Similarly one of the stories we tell in the book, one of our friends was interested in moving into social media, she was active personally and thought it might leverage a lot of creativity that she didn’t have in her current job. She started by finding a small business or nonprofit and asked if she could work with them for three months on their social presence. She showed examples of what she would do. Someone gave her the chance. Put out a picture for a business on how you can help them. She found doing it nights, weekends, and on her lunch hour that some things she found were unexpected that she didn’t love. At the same time if she did decide to pursue it she has experience while not quitting her full time paying job. That is an intense way to test drive a new career.

Some less intense ways are informational interviews. Sit down with someone in your path and ask what they do during a day, what sort of people would love the job, who would hate it, and what are some of the worst things they deal with. What does it take to overcome those? These interviews can be valuable but you have to focus not just on the positive but on the grind and tough stuff. The right person will help you. When we started profiling employees on themuse.com and company profiles I wanted to get the feel of taking an informational interview online. If you are looking for an example, say you want to switch into sales or engineering, we have thousands of employees profiled online and you can listen to their videos if you don’t have someone directly to talk to. The combination of in person and online research can give you a sense of what a career is like. Go past the high level and hear about, for sales, the day to day rejection and decide if you are okay with that.

Some businesses will let people shadow for a day or week. If you have flexibility do that and step into the shoes of a future career. I know it seems like a lot of work and not everyone can do it. It depends on your current role, financial situation, and where you are in your career. One of the reasons I encourage people to think about it is the time spent up front – a week, couple days, a few months – if it saves you making a wrong move it’s a good thing.

Scott Barlow: I really appreciate that. We spend a lot of time on our show and company teaching these pieces. That is phenomenal. Two more quick questions. I appreciate you practicing what you preach even when it is hard, losing your voice and all. Kudos for practicing that.

Kathryn Minshew: I hope people know I don’t normally sound like this.

Scott Barlow: You still sound decent.

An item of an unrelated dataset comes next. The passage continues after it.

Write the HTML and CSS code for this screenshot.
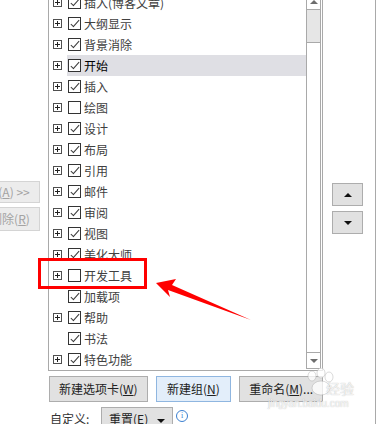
FILE: index.html
```html
<!DOCTYPE html>
<html lang="zh-CN">

<head>
   <meta charset="UTF-8">
   <title>自定义功能区</title>
   <link rel="stylesheet" href="styles.css">
</head>

<body>
   <div class="dialog">
      <div class="side-left">
         <button class="move-btn" disabled>添加(<u>A</u>) &gt;&gt;</button>
         <button class="move-btn" disabled>&lt;&lt; 删除(<u>R</u>)</button>
      </div>

      <div class="tree-col">
         <div class="tree">
            <ul class="rows">
               <li class="row"><span class="plus"></span><span class="label"><span class="check on"></span>插入(博客文章)</span></li>
               <li class="row"><span class="plus"></span><span class="label"><span class="check on"></span>大纲显示</span></li>
               <li class="row"><span class="plus"></span><span class="label"><span class="check on"></span>背景消除</span></li>
               <li class="row"><span class="plus"></span><span class="label selected"><span class="check on"></span>开始</span></li>
               <li class="row"><span class="plus"></span><span class="label"><span class="check on"></span>插入</span></li>
               <li class="row"><span class="plus"></span><span class="label"><span class="check"></span>绘图</span></li>
               <li class="row"><span class="plus"></span><span class="label"><span class="check on"></span>设计</span></li>
               <li class="row"><span class="plus"></span><span class="label"><span class="check on"></span>布局</span></li>
               <li class="row"><span class="plus"></span><span class="label"><span class="check on"></span>引用</span></li>
               <li class="row"><span class="plus"></span><span class="label"><span class="check on"></span>邮件</span></li>
               <li class="row"><span class="plus"></span><span class="label"><span class="check on"></span>审阅</span></li>
               <li class="row"><span class="plus"></span><span class="label"><span class="check on"></span>视图</span></li>
               <li class="row"><span class="plus"></span><span class="label"><span class="check on"></span>美化大师</span></li>
               <li class="row"><span class="plus"></span><span class="label"><span class="check"></span>开发工具</span></li>
               <li class="row"><span class="no-plus"></span><span class="label"><span class="check on"></span>加载项</span></li>
               <li class="row"><span class="plus"></span><span class="label"><span class="check on"></span>帮助</span></li>
               <li class="row"><span class="no-plus"></span><span class="label"><span class="check on"></span>书法</span></li>
               <li class="row"><span class="plus"></span><span class="label"><span class="check on"></span>特色功能</span></li>
            </ul>
            <div class="scrollbar">
               <div class="sb-up"><span class="tri-up"></span></div>
               <div class="sb-thumb"></div>
               <div class="sb-track"></div>
               <div class="sb-down"><span class="tri-down"></span></div>
            </div>
         </div>

         <div class="actions">
            <button class="btn btn-tab">新建选项卡(<u>W</u>)</button>
            <button class="btn btn-group">新建组(<u>N</u>)</button>
            <button class="btn btn-rename">重命名(<u>M</u>)...</button>
         </div>

         <div class="custom">
            <span class="custom-label">自定义:</span>
            <button class="btn btn-reset">重置(<u>E</u>) <span class="tri-down dark"></span></button>
            <span class="info">i</span>
         </div>
      </div>

      <div class="side-right">
         <button class="order-btn"><span class="tri-up dark"></span></button>
         <button class="order-btn"><span class="tri-down dark"></span></button>
      </div>

      <!-- annotation over the screenshot -->
      <div class="mark-box"></div>
      <svg class="mark-arrow" width="381" height="424" viewBox="0 0 381 424">
         <polygon points="156,283 176,279 172,285 251,320 168,290 170,297" fill="#ff0000" />
      </svg>

      <!-- watermark -->
      <div class="watermark">
         <svg class="paw" width="40" height="30" viewBox="0 0 40 30">
            <g fill="rgba(255,255,255,0.75)" stroke="rgba(150,150,150,0.35)" stroke-width="1">
               <ellipse cx="10" cy="8" rx="4" ry="5" />
               <ellipse cx="19" cy="5" rx="4" ry="5" />
               <ellipse cx="27" cy="9" rx="4" ry="5" />
               <ellipse cx="19" cy="20" rx="9" ry="7" />
            </g>
         </svg>
         <span class="wm-big">经验</span>
         <span class="wm-small">jingyan.baidu.com</span>
      </div>
   </div>
</body>
</html>
```

FILE: styles.css
```css
body {
   margin: 0;
   padding: 0;
   background-color: #fff;
   font-family: "Noto Sans CJK SC", "Liberation Sans", sans-serif;
   font-size: 12px;
   color: #404040;
}

.dialog {
   position: relative;
   display: flex;
   width: 381px;
   height: 424px;
   overflow: hidden;
}

/* left column: add / remove buttons, cut off by the window */

.side-left {
   display: flex;
   flex-direction: column;
   align-items: flex-end;
   gap: 4px;
   width: 48px;
   padding: 181px 8px 0 0;
   box-sizing: border-box;
   overflow: hidden;
   flex-shrink: 0;
}

.move-btn {
   flex-shrink: 0;
   width: 76px;
   height: 22px;
   padding: 0;
   font-family: inherit;
   font-size: 12px;
   line-height: 20px;
   color: #a3a3a3;
   background-color: #ececec;
   border: 1px solid #d4d4d4;
   white-space: nowrap;
}

.move-btn:last-child {
   height: 24px;
}

/* tree list */

.tree-col {
   display: flex;
   flex-direction: column;
   width: 275px;
   flex-shrink: 0;
}

.tree {
   display: flex;
   height: 381px;
   margin-top: -10px;
   padding: 1px;
   border: 1px solid #a9a9a9;
   box-sizing: border-box;
}

.rows {
   flex: 1;
   margin: 0;
   padding: 0;
   list-style: none;
}

.row {
   display: flex;
   align-items: center;
   height: 21px;
}

.plus,
.no-plus {
   position: relative;
   width: 9px;
   height: 9px;
   margin: 0 5px 0 3px;
   box-sizing: border-box;
   flex-shrink: 0;
}

.plus {
   border: 1px solid #4f4f4f;
}

.plus::before,
.plus::after {
   content: "";
   position: absolute;
   background-color: #222;
}

.plus::before {
   left: 1px;
   top: 3px;
   width: 5px;
   height: 1px;
}

.plus::after {
   left: 3px;
   top: 1px;
   width: 1px;
   height: 5px;
}

.label {
   display: flex;
   align-items: center;
   flex: 1;
   height: 21px;
   padding-left: 1px;
   line-height: 21px;
   white-space: nowrap;
}

.label.selected {
   background-color: #dfdfe4;
   color: #000;
}

.check {
   position: relative;
   width: 13px;
   height: 13px;
   margin-right: 3px;
   border: 1px solid #333;
   box-sizing: border-box;
   background-color: #fff;
   flex-shrink: 0;
}

.check.on::after {
   content: "";
   position: absolute;
   left: 4px;
   top: 0px;
   width: 3px;
   height: 8px;
   border-right: 1.2px solid #3a3a3a;
   border-bottom: 1.2px solid #3a3a3a;
   transform: rotate(42deg);
}

/* scrollbar */

.scrollbar {
   display: flex;
   flex-direction: column;
   width: 15px;
   border: 1px solid #a9a9a9;
   box-sizing: border-box;
}

.sb-up {
   display: flex;
   align-items: flex-end;
   justify-content: center;
   height: 17px;
   padding-bottom: 5px;
   border-bottom: 1px solid #a9a9a9;
   box-sizing: border-box;
}

.sb-thumb {
   height: 33px;
   background-color: #e6e6e6;
   border-bottom: 1px solid #a9a9a9;
   box-sizing: border-box;
}

.sb-track {
   flex: 1;
}

.sb-down {
   display: flex;
   align-items: center;
   justify-content: center;
   height: 16px;
   border-top: 1px solid #a9a9a9;
   box-sizing: border-box;
}

.tri-up,
.tri-down {
   display: inline-block;
   width: 0;
   height: 0;
   border-left: 4px solid transparent;
   border-right: 4px solid transparent;
}

.tri-up {
   border-bottom: 4px solid #6d6d6d;
}

.tri-down {
   border-top: 4px solid #6d6d6d;
}

.tri-up.dark {
   border-bottom-color: #111;
}

.tri-down.dark {
   border-top-color: #111;
}

/* buttons under the tree */

.btn {
   height: 26px;
   padding: 0;
   font-family: inherit;
   font-size: 12px;
   line-height: 24px;
   color: #222;
   background-color: #e1e1e1;
   border: 1px solid #adadad;
   white-space: nowrap;
   overflow: hidden;
}

.actions {
   display: flex;
   gap: 8px;
   margin-top: 5px;
   padding-left: 1px;
}

.btn-tab {
   width: 99px;
}

.btn-group {
   width: 76px;
   background-color: #e3eefa;
   border-color: #8fb6e0;
}

.btn-rename {
   width: 84px;
}

.custom {
   display: flex;
   align-items: flex-start;
   margin-top: 5px;
   padding-left: 2px;
}

.custom-label {
   width: 51px;
   margin-top: 4px;
   line-height: 16px;
   color: #333;
}

.btn-reset {
   width: 72px;
   height: 24px;
   line-height: 22px;
}

.btn-reset .tri-down {
   margin-left: 6px;
   vertical-align: middle;
}

.info {
   width: 10px;
   height: 10px;
   margin: 3px 0 0 3px;
   border: 1px solid #3b7fd0;
   border-radius: 50%;
   font-family: "Liberation Serif", serif;
   font-size: 8px;
   line-height: 10px;
   text-align: center;
   color: #3b7fd0;
}

/* right column: move up / down */

.side-right {
   display: flex;
   flex-direction: column;
   gap: 5px;
   width: 53px;
   padding: 183px 0 0 9px;
   border-right: 1px solid #a9a9a9;
   box-sizing: border-box;
   flex-shrink: 0;
}

.order-btn {
   display: flex;
   align-items: center;
   justify-content: center;
   width: 31px;
   height: 23px;
   padding: 0;
   background-color: #e1e1e1;
   border: 1px solid #adadad;
}

/* red annotation */

.mark-box {
   position: absolute;
   left: 38px;
   top: 258px;
   width: 109px;
   height: 31px;
   border: 3px solid #ff0000;
   box-sizing: border-box;
}

.mark-arrow {
   position: absolute;
   left: 0;
   top: 0;
   pointer-events: none;
}

/* baidu watermark */

.watermark {
   position: absolute;
   left: 268px;
   top: 368px;
   width: 110px;
   height: 46px;
   pointer-events: none;
}

.paw {
   position: absolute;
   left: 34px;
   top: 0;
}

.wm-big {
   position: absolute;
   left: 58px;
   top: 12px;
   font-size: 14px;
   line-height: 16px;
   color: rgba(255, 255, 255, 0.8);
   text-shadow: 0 0 1px rgba(120, 120, 120, 0.6);
}

.wm-small {
   position: absolute;
   left: 0;
   top: 30px;
   font-family: "Liberation Sans", sans-serif;
   font-size: 10px;
   line-height: 12px;
   color: rgba(255, 255, 255, 0.85);
   text-shadow: 0 0 1px rgba(120, 120, 120, 0.6);
}
```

No one would probably know if I hadn’t said anything. That is a dovetail into the next thing. The book is “The New Rules of Work: The Modern Playbook for Navigating Your Career.” There is good stuff in it. One off the wall question. I know you have seen a lot of changes in terms of what work even looks like, and will look like, and with that we’ve seen how you go about getting work and how it changes and the new rules of work. How long do you think before these rules continue to evolve?

Kathryn Minshew: I honestly believe they are evolving every day. There are major changes with each new technology. Google Hangouts and Skype are used differently today than three or five years ago. As the next things develop and generation Z enters the workplace it will change. My personal take is generally within a three year window, there is 80% consistency because people are resistant to deeper change. You can assume that if something held true two years ago, especially around human to human interactions, there are at least 80% of the bulk hold truth today. It is important to be aware of how things change. It’s interesting. As we looked at collecting the wisdom, stories, and experiences from the last five and a half years from The Muse and putting it into the book, a single point in time that people will sit down with on their couches, we had to be cognizant of that. My plan is to update the book regularly and we have the website to keep up to date. Anyone that thinks the rules of the workplace are changing isn’t swimming with the tide.

Scott Barlow: Yeah. Completely agree. I love that you are making those plans to update the book and have other methods to help people keep pace with it. Way to go. Virtual pat on the back because you are in New York and I’m on the opposite end of the country. Go check out the book. I’ve read through a bunch of it. I cherry picked but what I read was awesome. I highly recommend it. Where can people find it and find out more about you and the muse?

Kathryn Minshew: The book is “The New rules of Work”. It’s a modern book to navigate your career. You can hopefully find it everywhere, Amazon, Barnes and Noble, Project Indy, or your local book store. If they don’t have it ask for the manager and ask them to carry it. Hopefully they will. That is a great way for book sales so if you do it I will wave and high five you from New York. We are launching nationally and expect to be at every major retailer. We have a page on themuse.com/newrules that has excerpts, worksheets, and more information. For me I am on Twitter @kmin. Go to themuse.com and we would love to hear feedback, have you engage with the site, and leave a review for the book or email me. So far the feedback has been good so crossing my fingers and toes. Some of the best things we learn are from the people who read The Muse and the book and push us on our thinking. I’d love for people to engage and let me know what they think.

Scott Barlow: I really appreciate you taking the time and making the time and coming on the show sharing everything from test driving to figuring it out and everything in between. Thanks so much Kathryn.

Kathryn Minshew: Thank you. I’ve had a lot of fun and I’m glad we could do this.